How Does a Business Deduct Payments to Independent Contractors?
Hiring outside help instead of adding an employee changes more than the paperwork on payday — it changes how the cost gets deducted and what a business is expected to report afterward.
The short answer
Payments to independent contractors are generally deductible as an ordinary and necessary cost of running the business, the same broad category that covers most routine operating expenses. Separately, a business that pays a contractor above a threshold set by the government is generally required to send that contractor — and file with tax authorities — an information return reporting the amount paid. The deduction and the reporting requirement are related but distinct obligations, and missing the second one doesn’t cancel the first, though it can create other problems.
Why contract labor counts as a deductible expense
Money paid to a contractor for work that supports the business — a freelance designer, a bookkeeper, a delivery driver working as their own entity — fits the general definition of a deductible business expense: it’s ordinary in the sense that it’s common in that line of work, and necessary in the sense that it helps the business operate. This is the same logic that applies to deducting advertising and marketing costs or office supplies. The deduction typically reduces the business’s taxable income for the year the expense was paid or incurred, depending on the accounting method used.

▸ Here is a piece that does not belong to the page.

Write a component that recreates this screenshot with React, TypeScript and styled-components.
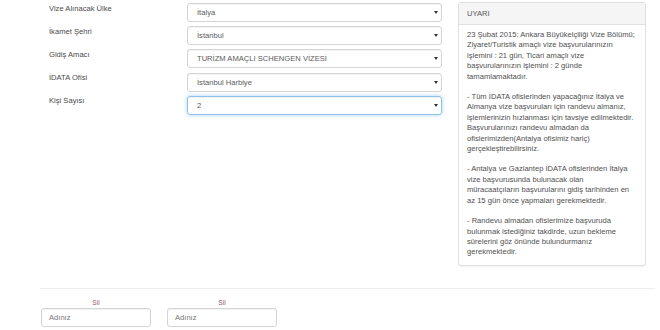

The reporting obligation that comes with it
What makes contract labor different from, say, buying software outright is the added responsibility of tracking who was paid and how much. When payments to a single contractor cross a threshold set by the government in a calendar year, the business is generally required to collect the contractor’s taxpayer information ahead of time and issue an information return early the following year. The distinction between a 1099-NEC and a 1099-MISC matters here, since different types of payments get reported on different forms — nonemployee compensation is treated differently than, say, rent or legal settlements.
Contractor or employee: why the label matters
None of this works the way it’s supposed to if the worker is actually functioning as an employee rather than a genuine contractor. The difference between 1099 and W-2 treatment for taxes hinges on factors like how much control the business exercises over the work and how the relationship is structured, not just on what the business calls the arrangement. Misclassifying a worker can unwind the tax treatment on both sides and create back taxes, penalties, or interest — it’s worth genuinely evaluating the relationship rather than defaulting to whichever label is more convenient.
Keeping the paperwork usable
Because the deduction and the information-return requirement both rely on the same underlying records, most of the practical work happens before a single form gets filed: collecting a completed taxpayer identification form from each contractor before the first payment goes out, and keeping a running total of payments by contractor throughout the year rather than reconstructing it in January. Businesses that track this on Schedule C or an equivalent business return generally find it far easier to substantiate the deduction if it’s ever questioned, since the underlying agreements, invoices, and payment records all point to the same numbers.
The takeaway
Contract labor is deductible the same way most ordinary business costs are, but the deduction comes paired with a separate obligation to document and report significant payments to the people who did the work. Because rules around thresholds and forms are set by the government and change over time, it’s worth checking current guidance — or a tax professional — before assuming last year’s process still applies exactly as before.